■ **Set exercise**
Retype the whole listing verbatim and keep the pictures out of it.
- - - - -
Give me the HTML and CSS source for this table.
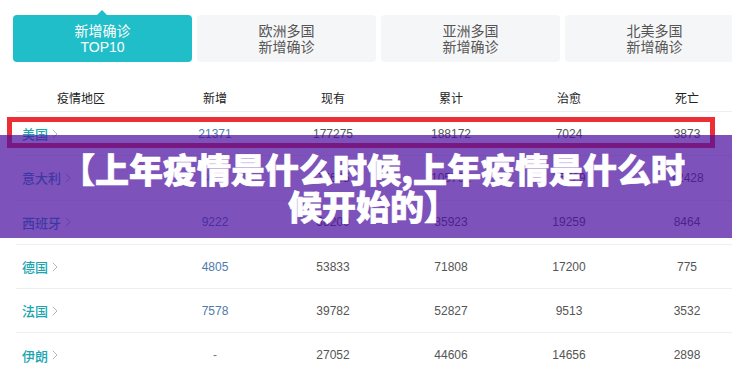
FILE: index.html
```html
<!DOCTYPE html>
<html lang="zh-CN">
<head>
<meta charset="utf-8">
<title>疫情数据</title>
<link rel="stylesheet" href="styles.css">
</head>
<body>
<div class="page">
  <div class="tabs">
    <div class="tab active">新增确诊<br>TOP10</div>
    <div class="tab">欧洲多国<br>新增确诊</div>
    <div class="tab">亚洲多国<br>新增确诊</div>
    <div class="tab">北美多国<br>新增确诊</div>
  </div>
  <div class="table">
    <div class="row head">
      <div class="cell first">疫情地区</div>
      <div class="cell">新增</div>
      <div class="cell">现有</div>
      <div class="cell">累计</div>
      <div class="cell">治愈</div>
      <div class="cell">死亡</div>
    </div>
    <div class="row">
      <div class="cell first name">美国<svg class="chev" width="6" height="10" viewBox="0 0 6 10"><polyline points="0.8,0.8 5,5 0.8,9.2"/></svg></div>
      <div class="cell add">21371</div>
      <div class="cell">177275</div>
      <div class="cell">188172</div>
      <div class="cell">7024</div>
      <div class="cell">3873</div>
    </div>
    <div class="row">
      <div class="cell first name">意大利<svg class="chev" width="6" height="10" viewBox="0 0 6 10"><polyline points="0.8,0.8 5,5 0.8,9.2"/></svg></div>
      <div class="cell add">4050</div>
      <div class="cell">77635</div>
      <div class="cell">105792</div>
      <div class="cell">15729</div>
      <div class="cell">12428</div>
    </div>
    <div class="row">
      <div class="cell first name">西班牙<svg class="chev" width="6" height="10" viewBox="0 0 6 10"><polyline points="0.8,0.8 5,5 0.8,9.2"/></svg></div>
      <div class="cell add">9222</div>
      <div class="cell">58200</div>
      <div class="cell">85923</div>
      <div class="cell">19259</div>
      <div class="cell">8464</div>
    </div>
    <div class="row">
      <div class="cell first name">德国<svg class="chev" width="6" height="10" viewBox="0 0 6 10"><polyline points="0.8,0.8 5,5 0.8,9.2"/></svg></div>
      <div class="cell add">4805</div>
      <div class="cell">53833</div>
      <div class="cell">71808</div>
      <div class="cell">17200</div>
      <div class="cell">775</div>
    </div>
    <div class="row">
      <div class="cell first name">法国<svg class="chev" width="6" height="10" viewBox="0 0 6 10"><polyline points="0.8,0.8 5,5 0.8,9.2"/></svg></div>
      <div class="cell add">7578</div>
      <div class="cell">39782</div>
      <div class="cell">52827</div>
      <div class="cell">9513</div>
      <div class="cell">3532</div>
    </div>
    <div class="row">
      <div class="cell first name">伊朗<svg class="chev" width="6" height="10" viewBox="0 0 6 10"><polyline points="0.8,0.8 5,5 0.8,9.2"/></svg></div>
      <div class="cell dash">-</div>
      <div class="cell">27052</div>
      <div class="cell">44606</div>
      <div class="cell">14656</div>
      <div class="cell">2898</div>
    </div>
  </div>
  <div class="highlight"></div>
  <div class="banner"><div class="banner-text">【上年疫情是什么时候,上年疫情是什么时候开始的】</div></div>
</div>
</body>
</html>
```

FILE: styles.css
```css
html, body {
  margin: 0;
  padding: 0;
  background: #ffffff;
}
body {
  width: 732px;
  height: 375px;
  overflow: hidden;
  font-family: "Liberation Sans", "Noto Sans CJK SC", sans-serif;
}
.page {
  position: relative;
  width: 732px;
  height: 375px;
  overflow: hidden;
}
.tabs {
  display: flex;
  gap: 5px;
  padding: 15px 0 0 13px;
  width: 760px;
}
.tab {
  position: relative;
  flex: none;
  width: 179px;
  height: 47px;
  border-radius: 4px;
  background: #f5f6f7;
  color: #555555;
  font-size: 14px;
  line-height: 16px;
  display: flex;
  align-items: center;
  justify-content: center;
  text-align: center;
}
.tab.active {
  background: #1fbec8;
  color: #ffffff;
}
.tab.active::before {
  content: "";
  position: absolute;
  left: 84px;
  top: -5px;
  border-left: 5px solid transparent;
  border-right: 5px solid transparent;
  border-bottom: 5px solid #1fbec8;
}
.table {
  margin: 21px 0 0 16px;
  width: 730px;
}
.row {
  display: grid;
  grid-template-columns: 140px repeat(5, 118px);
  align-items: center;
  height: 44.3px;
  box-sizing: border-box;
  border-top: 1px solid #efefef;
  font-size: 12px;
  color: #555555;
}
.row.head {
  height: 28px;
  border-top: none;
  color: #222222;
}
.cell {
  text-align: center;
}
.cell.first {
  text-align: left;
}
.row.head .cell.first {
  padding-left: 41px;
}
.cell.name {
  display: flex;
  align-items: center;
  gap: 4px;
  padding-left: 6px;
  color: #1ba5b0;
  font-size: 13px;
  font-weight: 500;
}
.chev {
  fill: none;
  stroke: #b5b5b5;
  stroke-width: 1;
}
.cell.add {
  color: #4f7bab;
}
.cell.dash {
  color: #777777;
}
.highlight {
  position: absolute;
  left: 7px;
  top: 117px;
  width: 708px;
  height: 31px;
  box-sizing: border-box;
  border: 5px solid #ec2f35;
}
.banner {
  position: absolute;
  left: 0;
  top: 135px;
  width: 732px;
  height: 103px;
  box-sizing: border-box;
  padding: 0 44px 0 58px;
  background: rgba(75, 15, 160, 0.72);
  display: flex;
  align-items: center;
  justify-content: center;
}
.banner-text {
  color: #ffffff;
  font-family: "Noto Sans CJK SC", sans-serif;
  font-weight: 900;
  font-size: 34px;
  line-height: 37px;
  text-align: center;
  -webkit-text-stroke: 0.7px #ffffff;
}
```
- - - - -
■ **Written solution**
Give me the HTML and CSS source for this table.
FILE: index.html
```html
<!DOCTYPE html>
<html lang="zh-CN">
<head>
<meta charset="utf-8">
<title>疫情数据</title>
<link rel="stylesheet" href="styles.css">
</head>
<body>
<div class="page">
  <div class="tabs">
    <div class="tab active">新增确诊<br>TOP10</div>
    <div class="tab">欧洲多国<br>新增确诊</div>
    <div class="tab">亚洲多国<br>新增确诊</div>
    <div class="tab">北美多国<br>新增确诊</div>
  </div>
  <div class="table">
    <div class="row head">
      <div class="cell first">疫情地区</div>
      <div class="cell">新增</div>
      <div class="cell">现有</div>
      <div class="cell">累计</div>
      <div class="cell">治愈</div>
      <div class="cell">死亡</div>
    </div>
    <div class="row">
      <div class="cell first name">美国<svg class="chev" width="6" height="10" viewBox="0 0 6 10"><polyline points="0.8,0.8 5,5 0.8,9.2"/></svg></div>
      <div class="cell add">21371</div>
      <div class="cell">177275</div>
      <div class="cell">188172</div>
      <div class="cell">7024</div>
      <div class="cell">3873</div>
    </div>
    <div class="row">
      <div class="cell first name">意大利<svg class="chev" width="6" height="10" viewBox="0 0 6 10"><polyline points="0.8,0.8 5,5 0.8,9.2"/></svg></div>
      <div class="cell add">4050</div>
      <div class="cell">77635</div>
      <div class="cell">105792</div>
      <div class="cell">15729</div>
      <div class="cell">12428</div>
    </div>
    <div class="row">
      <div class="cell first name">西班牙<svg class="chev" width="6" height="10" viewBox="0 0 6 10"><polyline points="0.8,0.8 5,5 0.8,9.2"/></svg></div>
      <div class="cell add">9222</div>
      <div class="cell">58200</div>
      <div class="cell">85923</div>
      <div class="cell">19259</div>
      <div class="cell">8464</div>
    </div>
    <div class="row">
      <div class="cell first name">德国<svg class="chev" width="6" height="10" viewBox="0 0 6 10"><polyline points="0.8,0.8 5,5 0.8,9.2"/></svg></div>
      <div class="cell add">4805</div>
      <div class="cell">53833</div>
      <div class="cell">71808</div>
      <div class="cell">17200</div>
      <div class="cell">775</div>
    </div>
    <div class="row">
      <div class="cell first name">法国<svg class="chev" width="6" height="10" viewBox="0 0 6 10"><polyline points="0.8,0.8 5,5 0.8,9.2"/></svg></div>
      <div class="cell add">7578</div>
      <div class="cell">39782</div>
      <div class="cell">52827</div>
      <div class="cell">9513</div>
      <div class="cell">3532</div>
    </div>
    <div class="row">
      <div class="cell first name">伊朗<svg class="chev" width="6" height="10" viewBox="0 0 6 10"><polyline points="0.8,0.8 5,5 0.8,9.2"/></svg></div>
      <div class="cell dash">-</div>
      <div class="cell">27052</div>
      <div class="cell">44606</div>
      <div class="cell">14656</div>
      <div class="cell">2898</div>
    </div>
  </div>
  <div class="highlight"></div>
  <div class="banner"><div class="banner-text">【上年疫情是什么时候,上年疫情是什么时候开始的】</div></div>
</div>
</body>
</html>
```

FILE: styles.css
```css
html, body {
  margin: 0;
  padding: 0;
  background: #ffffff;
}
body {
  width: 732px;
  height: 375px;
  overflow: hidden;
  font-family: "Liberation Sans", "Noto Sans CJK SC", sans-serif;
}
.page {
  position: relative;
  width: 732px;
  height: 375px;
  overflow: hidden;
}
.tabs {
  display: flex;
  gap: 5px;
  padding: 15px 0 0 13px;
  width: 760px;
}
.tab {
  position: relative;
  flex: none;
  width: 179px;
  height: 47px;
  border-radius: 4px;
  background: #f5f6f7;
  color: #555555;
  font-size: 14px;
  line-height: 16px;
  display: flex;
  align-items: center;
  justify-content: center;
  text-align: center;
}
.tab.active {
  background: #1fbec8;
  color: #ffffff;
}
.tab.active::before {
  content: "";
  position: absolute;
  left: 84px;
  top: -5px;
  border-left: 5px solid transparent;
  border-right: 5px solid transparent;
  border-bottom: 5px solid #1fbec8;
}
.table {
  margin: 21px 0 0 16px;
  width: 730px;
}
.row {
  display: grid;
  grid-template-columns: 140px repeat(5, 118px);
  align-items: center;
  height: 44.3px;
  box-sizing: border-box;
  border-top: 1px solid #efefef;
  font-size: 12px;
  color: #555555;
}
.row.head {
  height: 28px;
  border-top: none;
  color: #222222;
}
.cell {
  text-align: center;
}
.cell.first {
  text-align: left;
}
.row.head .cell.first {
  padding-left: 41px;
}
.cell.name {
  display: flex;
  align-items: center;
  gap: 4px;
  padding-left: 6px;
  color: #1ba5b0;
  font-size: 13px;
  font-weight: 500;
}
.chev {
  fill: none;
  stroke: #b5b5b5;
  stroke-width: 1;
}
.cell.add {
  color: #4f7bab;
}
.cell.dash {
  color: #777777;
}
.highlight {
  position: absolute;
  left: 7px;
  top: 117px;
  width: 708px;
  height: 31px;
  box-sizing: border-box;
  border: 5px solid #ec2f35;
}
.banner {
  position: absolute;
  left: 0;
  top: 135px;
  width: 732px;
  height: 103px;
  box-sizing: border-box;
  padding: 0 44px 0 58px;
  background: rgba(75, 15, 160, 0.72);
  display: flex;
  align-items: center;
  justify-content: center;
}
.banner-text {
  color: #ffffff;
  font-family: "Noto Sans CJK SC", sans-serif;
  font-weight: 900;
  font-size: 34px;
  line-height: 37px;
  text-align: center;
  -webkit-text-stroke: 0.7px #ffffff;
}
```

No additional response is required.